The farm that focuses on organic soil fertility can harvest fresh produce over a long growing season. If this is supplemented with modern pesticides (if they are needed) a farm will out-compete conventional growers.

You may say that this does not count as “organic” and you would be right. The rules of the organic movement (having started in California) are now official nationally (and are expanding globally). Using un-certified pesticides disqualifies a product as “organic”.

My response to all of this may seem harsh: Who Cares? If “organic” produce is not healthier, is less tasty, and costs more than my grocery store produce, I’m not going to buy the organic food. It doesn’t bother me to wash my vegetables.

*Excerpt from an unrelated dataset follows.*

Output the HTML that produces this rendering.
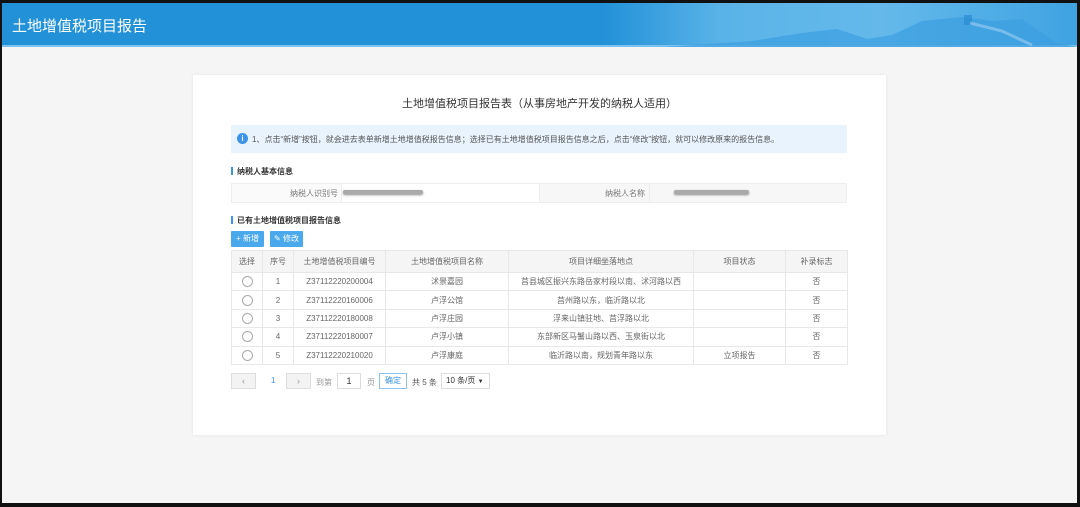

But there is still a big need to improve the soil. And I still keep my own vegetable garden (and compost pile) because I much prefer the taste of fresh garden produce. I promise you that my fresh garden salad tastes better than conventionally grown salads (which taste better than flagging organic salads).

This is because I use tastier varieties (that aren’t “tough” enough for shipping) that come straight from plants that have been fed from rich compost. We may have a lot of sandy soil here in Fresno but my garden is full of organic matter and my plants love it. And they taste really good.

I think it’s time to give Sir Albert Howard a closer look. We’ve learned our lesson from Silent Spring. It’s time to move on. If we’re really serious about our health, let’s go outside and start a real organic garden. Let’s build up our soils.


The Stanford Study: Are Organic Foods Safer or Healthier Than Conventional Alternatives?: A Systematic Review, was published in the Annals of Internal Medicine (vol. 157(5)) in September of this year (2012). My copy of Sir Albert Howard’s An Agricultural Testament is a reprint published by Oxford City Press in 2010.